Berlari Setiap Mendung
Trauma tak hanya dialami orang dewasa seperti dua pasangan tadi. Fery Febrian yang masih berusia 6 tahun juga belum pulih sepenuhnya dari bayang-bayang bencana longsor bulan lalu.
Ia yang sebelumnya ceria karena habis belajar memotret, tiba-tiba murung melihat langit. Lalu menangis terisak.
"Saya ingat ibu saya di rumah," ujar Fery.
Melihat Fery yang menangis, sejumlah temannya mencoba menenangkan. Bocah selalu meangis saat langit mendung. Tangisnya akan meledak keras jika hujan turun dengan lebat.
"Anak saya masih trauma dengan kejadian longsor sebulan lalu," kata Tarsikun, ayahanda Fery.
Rumah mereka hilang setengahnya. Bagian dapur sudah tidak ada lagi karena terserempet longsor.
Saat kejadian, Fery masih berada di rumahnya. Dengan mata dan kepalanya, ia melihat langsung kejadian itu. Ia selamat karena ayahnya berlari menggendongnya ke tempat yang lebih tinggi.

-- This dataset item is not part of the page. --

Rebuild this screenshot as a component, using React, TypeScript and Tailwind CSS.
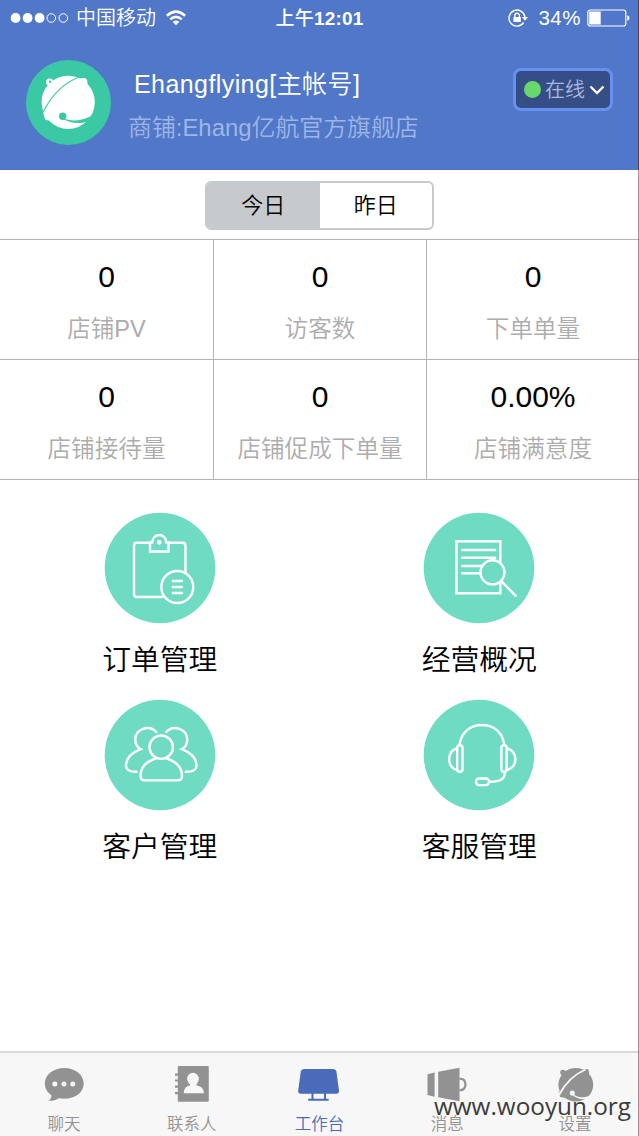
import type { ReactNode } from "react";

const stats = [
  { value: "0", label: "店铺PV" },
  { value: "0", label: "访客数" },
  { value: "0", label: "下单单量" },
  { value: "0", label: "店铺接待量" },
  { value: "0", label: "店铺促成下单量" },
  { value: "0.00%", label: "店铺满意度" },
];

const menu: { title: string; icon: ReactNode }[] = [
  { title: "订单管理", icon: <OrderIcon /> },
  { title: "经营概况", icon: <ReportIcon /> },
  { title: "客户管理", icon: <CustomersIcon /> },
  { title: "客服管理", icon: <HeadsetIcon /> },
];

const tabs: { name: string; icon: ReactNode; active?: boolean }[] = [
  { name: "聊天", icon: <ChatIcon /> },
  { name: "联系人", icon: <ContactsIcon /> },
  { name: "工作台", icon: <DeskIcon />, active: true },
  { name: "消息", icon: <MegaphoneIcon /> },
  { name: "设置", icon: <SettingsIcon /> },
];

function OrderIcon() {
  return (
    <>
      <path d="M45.5 30.8H33Q30 30.8 30 33.8V82Q30 85 33 85H58M65 30.8H78.5Q81.5 30.8 81.5 33.8V60" />
      <path d="M46 39.5V30.5H48.2C49 20.5 61.5 20.5 62.3 30.5H64.5V39.5Z" />
      <circle cx="55.2" cy="30.3" r="1.7" fill="white" strokeWidth="1.4" />
      <circle cx="73.3" cy="75" r="16" />
      <path d="M69 69H77.8M69 75H77.8M69 81H77.8" strokeWidth="2.6" />
    </>
  );
}

function ReportIcon() {
  return (
    <>
      <path d="M77.3 50V29.3H33.5V81.3H77.3V71" />
      <path d="M39.2 38H72.2M39.2 45.7H72.2M39.2 54H58.8M39.2 61.3H56.5" />
      <circle cx="69.5" cy="60.3" r="12" />
      <path d="M78.2 69L92.5 83.7" />
    </>
  );
}

function CustomersIcon() {
  return (
    <>
      <circle cx="57.2" cy="48.2" r="11.7" />
      <path d="M53 59.2C43 62 36.5 68 36.5 77Q36.5 81.4 41 81.4H73.5Q78 81.4 78 77C78 68 71 62 61.5 59.2" />
      <path d="M52.3 33C45 25 31.3 30 31.3 40.5C31.3 45 33.5 48.5 36.8 50.2C28 53.5 22 59 22 67Q22.3 73 32.7 72.8" />
      <path d="M62.3 33C69.5 25 83.2 30 83.2 40.5C83.2 45 81 48.5 77.7 50.2C86.5 53.5 92.5 59 92.5 67Q92.2 73 81.8 72.8" />
    </>
  );
}

function HeadsetIcon() {
  return (
    <>
      <path d="M36.5 46C38 33.5 47 26 59 26S79.8 33.5 81.3 46" />
      <rect x="34.2" y="46.2" width="5.3" height="26.6" rx="2.65" />
      <rect x="78.4" y="46.2" width="5.3" height="26.6" rx="2.65" />
      <path d="M34.2 49.5C23.5 51 23.5 69.5 34.2 70.8" />
      <path d="M83.8 49.5C95.2 51 95.2 69.5 83.8 70.8" />
      <path d="M81.8 73C81.8 80 78 82.8 66.5 82.8" />
      <rect x="53" y="79.5" width="13" height="6.6" rx="3" />
    </>
  );
}

function ChatIcon() {
  return (
    <>
      <path d="M24.3 6C13.3 6 4.8 13 4.8 21.5C4.8 26.5 7.5 30.6 11.5 33.2C11.3 35.8 10.5 37.2 8.8 38.8C12.5 38.9 15.8 38.3 18.8 36.3C33 38.5 43.7 31.5 43.7 21.5C43.7 13 35.3 6 24.3 6Z" />
      <g fill="#f7f7f7">
        <circle cx="14.8" cy="22" r="2.5" />
        <circle cx="24" cy="22" r="2.5" />
        <circle cx="32.8" cy="22" r="2.5" />
      </g>
    </>
  );
}

function ContactsIcon() {
  return (
    <>
      <rect x="9.8" y="4" width="31" height="35.7" rx="1" />
      <path d="M7 12.7H12M7 18.5H12M7 24.7H12M7 31.2H12" stroke="currentColor" strokeWidth="2.2" />
      <ellipse cx="25" cy="17" rx="5.8" ry="6.3" fill="#f7f7f7" />
      <path d="M22 21H28.5V23.5Q35.5 24 36 31.3H15.7Q16 24 22 23.5Z" fill="#f7f7f7" />
    </>
  );
}

function DeskIcon() {
  return (
    <>
      <path d="M9 7H38.2Q41 7 41.4 9.5L44 28.5Q44.3 31.7 41 31.7H6Q2.8 31.7 3.2 28.5L5.8 9.5Q6.2 7 9 7Z" />
      <path d="M17.5 31V38M30 31V38M13.2 37.8H33.7" fill="none" stroke="currentColor" strokeWidth="2" />
    </>
  );
}

function MegaphoneIcon() {
  return (
    <>
      <path d="M4.5 12.2L11.6 10.6V34.8L4.5 33Z" />
      <path d="M15.2 9.7L36.5 5.7V39.2L15.2 35.3Z" />
      <path d="M36.5 17C44.5 15 44.5 29.5 36.5 28" fill="none" stroke="currentColor" strokeWidth="2.3" />
    </>
  );
}

function SettingsIcon() {
  return (
    <>
      <ellipse cx="24.8" cy="22.8" rx="17.4" ry="16.7" />
      <circle cx="12" cy="10.5" r="2.8" />
      <path d="M32 7.5L37 7Q38.3 9 38 13Z" />
      <path d="M7.5 29L9 35L15 36Z" />
      <path d="M34.5 7.5C22 13 14 21.5 8 33" fill="none" stroke="#f7f7f7" strokeWidth="1.9" />
      <circle cx="21.3" cy="31" r="2.6" fill="#f7f7f7" />
      <path d="M21 31.5C26 35.5 32 36.5 39.5 33.5L36 37C30 37.8 25 36.5 20.5 32.5Z" fill="#f7f7f7" />
    </>
  );
}

function Avatar() {
  return (
    <svg viewBox="0 0 85 85" className="h-[85px] w-[85px] shrink-0">
      <circle cx="42.5" cy="42.5" r="42.5" fill="#3bc9a5" />
      <g fill="white">
        <circle cx="42.2" cy="42.3" r="26.6" />
        <circle cx="23.7" cy="22" r="3.6" />
        <path d="M53 18.5L58.5 18Q61.5 18.5 61.3 21.5L61.5 25.5Z" />
        <path d="M16.5 50L18.6 58Q19.2 60.5 21.5 60.3L25 60.5Z" />
      </g>
      <circle cx="24" cy="21.7" r="1.2" fill="#3bc9a5" />
      <path d="M52.5 17.3C37 23.5 25 36 17 52.5" fill="none" stroke="#3bc9a5" strokeWidth="1.1" />
      <circle cx="36.7" cy="56.2" r="3.7" fill="#3bc9a5" />
      <path d="M36.5 58C45 61.8 55 61.5 66 55.5L61 61.5C53 64.5 44 63 36.5 58.8Z" fill="#3bc9a5" />
    </svg>
  );
}

function StatusBar() {
  return (
    <div className="grid h-9 grid-cols-3 items-center text-[20px] leading-none text-white">
      <div className="flex items-center pl-[10px]">
        <svg viewBox="0 0 60 12" className="h-3 w-[60px]">
          <g fill="white">
            <circle cx="5.6" cy="6" r="4.9" />
            <circle cx="17.6" cy="6" r="4.9" />
            <circle cx="29.6" cy="6" r="4.9" />
          </g>
          <g fill="none" stroke="white">
            <circle cx="41.3" cy="6" r="4.3" />
            <circle cx="53.3" cy="6" r="4.3" />
          </g>
        </svg>
        <span className="ml-[6px] whitespace-nowrap font-[350]">中国移动</span>
        <svg viewBox="0 0 20 16" className="ml-[10px] h-4 w-5" fill="none" stroke="white" strokeWidth="2.6">
          <path d="M.9 5.8Q10-2.4 19.1 5.8" />
          <path d="M4.2 9.4Q10 4.2 15.8 9.4" />
          <path d="M6.6 11.8Q10 9 13.4 11.8L10 15.2Z" fill="white" stroke="none" />
        </svg>
      </div>
      <div className="text-center text-[19px] font-medium tracking-[0.2px]">
        上午<span className="font-bold">12:01</span>
      </div>
      <div className="flex items-center justify-end pr-[9px]">
        <svg viewBox="0 0 20 18" className="h-[18px] w-5" fill="none" stroke="white" strokeWidth="1.4">
          <path d="M15.7 13.5A8 8 0 1 1 17 8.5" />
          <path d="M14 8H20L17 11.8Z" fill="white" stroke="none" />
          <rect x="5.4" y="8" width="7.4" height="5" fill="white" stroke="none" />
          <path d="M6.8 8V6.5A2.3 2.3 0 0 1 11.4 6.5V8" />
        </svg>
        <span className="ml-[10px] text-[20.5px] tracking-[0.5px]">34%</span>
        <svg viewBox="0 0 43 18" className="ml-[6px] h-[18px] w-[43px]">
          <rect x=".8" y="1" width="38" height="16" rx="2.5" fill="none" stroke="white" strokeWidth="1.2" />
          <rect x="2.2" y="2.5" width="11.5" height="13" fill="white" />
          <path d="M40.3 6.3Q42.5 7 42.5 9T40.3 11.7Z" fill="white" />
        </svg>
      </div>
    </div>
  );
}

export default function App() {
  return (
    <div className="relative flex h-[1136px] w-[639px] flex-col overflow-hidden bg-white font-['Liberation_Sans','Noto_Sans_CJK_SC',sans-serif]">
      <header className="h-[170px] shrink-0 bg-[#5077c8]">
        <StatusBar />
        <div className="flex pl-[26px] pr-[26px] pt-6">
          <Avatar />
          <div className="ml-[17px] flex-1 whitespace-nowrap pt-[6px] font-[350]">
            <h1 className="pl-[6px] text-[25px] leading-9 tracking-[0.42px] text-white">Ehangflying[主帐号]</h1>
            <p className="mt-2 text-[23.9px] leading-9 text-[#9fb5e6]">商铺:Ehang亿航官方旗舰店</p>
          </div>
          <button className="mt-2 flex h-[43px] w-[100px] items-center rounded-lg border-[3px] border-[#6890f0] bg-[#354e85] pl-2 text-[20px] font-[350] text-[#a9bbe3]">
            <span className="h-[17px] w-[17px] shrink-0 rounded-full bg-[#66d86c]" />
            <span className="ml-1 whitespace-nowrap">在线</span>
            <svg viewBox="0 0 16 10" className="ml-1 h-[10px] w-4" fill="none" stroke="white" strokeWidth="2.3">
              <path d="M1.5 1.5L8 8L14.5 1.5" />
            </svg>
          </button>
        </div>
      </header>

      <div className="flex h-[69px] shrink-0 justify-center pt-[11px]">
        <div className="flex h-[49px] w-[229px] overflow-hidden rounded-md border-2 border-[#c7cacd] text-[22px] font-[350]">
          <button className="flex-1 bg-[#c7cacd]">今日</button>
          <button className="flex-1">昨日</button>
        </div>
      </div>

      <div className="grid shrink-0 grid-cols-[213px_212px_1fr] gap-px border-y border-[#b4b4b4] bg-[#b4b4b4]">
        {stats.map((stat) => (
          <div key={stat.label} className="flex h-[119px] flex-col items-center bg-white pt-[19px]">
            <div className="text-[30px] leading-9 text-black">{stat.value}</div>
            <div className="mt-4 text-[23.6px] font-[350] leading-9 text-[#acacac]">{stat.label}</div>
          </div>
        ))}
      </div>

      <main className="grid grid-cols-2 pt-8">
        {menu.map((item) => (
          <div key={item.title} className="flex h-[187px] flex-col items-center">
            <svg viewBox="0 0 112 112" className="h-28 w-28">
              <circle cx="56" cy="56" r="55.3" fill="#70dbc3" />
              <g fill="none" stroke="white" strokeWidth="2.4" strokeLinecap="round">
                {item.icon}
              </g>
            </svg>
            <div className="mt-[18px] text-[28.8px] font-[350] leading-9 text-black">{item.title}</div>
          </div>
        ))}
      </main>

      <nav className="mt-auto grid h-[85px] shrink-0 grid-cols-5 border-t-2 border-[#d8d8d8] bg-[#f7f7f7]">
        {tabs.map((tab) => (
          <div
            key={tab.name}
            className={`flex flex-col items-center pt-[9px] ${tab.active ? "text-[#496bba]" : "text-[#929292]"}`}
          >
            <svg viewBox="0 0 48 42" className="h-[42px] w-12" fill="currentColor">
              {tab.icon}
            </svg>
            <span className="mt-2 text-[16.5px] font-[350] leading-6">{tab.name}</span>
          </div>
        ))}
      </nav>

      <div className="absolute bottom-[13px] right-[8px] font-['Open_Sans',sans-serif] text-[24.3px] leading-[34px] text-[#3c3c3c]">
        www.wooyun.org
      </div>
      <div className="absolute inset-y-0 right-0 w-px bg-black/40" />
    </div>
  );
}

Tarsikun kini harus menenangkan anaknya setiap kali hujan datang. Jika tak segera dibawa pergi, Fery akan menangis sejadinya hingga wajahnya membiru.
Luthvera Nur Pramesti, relawan Tambak Crisis Center mengatakan, Fery trauma karena melihat langsung terjadinya longsor. "Berbeda dengan teman sebayanya yang lain, Fery masih belum bisa melupakan kejadian itu," tutur Luthvera.
Namun, kata Vera, keberadaan teman-teman Fery yang selama ini ikut membantu menghibur Fery cukup meredakan trauma Fery. "Kepercayaan dirinya harus dibangkitkan kembali."
Kini Fery sudah mulai bersekolah. Senin lalu merupakan hari pertamanya masuk sekolah. "Semoga dengan bertambah teman, Fery bisa lebih kuat lagi," kata mahasiswi FISIP Unsoed itu.
Hampir sama dengan Fery, Mbah Sawikem juga harus berlari setiap hujan datang. Umurnya yang sudah menginjak 90 tahun, seringkali menyulitkan langkahnya untuk menuju tempat aman.
"Kemarin, kami kira beliau sudah meninggal saat berlari menuju tempat aman. Beliau ada masalah dengan jantungnya," kata Suratman, Ketua RW 3 Plandi.
Setelah sempat pingsan, Sawikem akhirnya siuman. "Wis ora kuat mlayu maning (sudah tidak kuat berlari lagi)," ujar dia.
Ia tak mau tinggal di pengungsian. Sawikem lebih memilih untuk tetap tinggal di rumahnya. Ia hanya mau meninggalkan rumahnya saat hujan turun dan pergi ke pengungsian.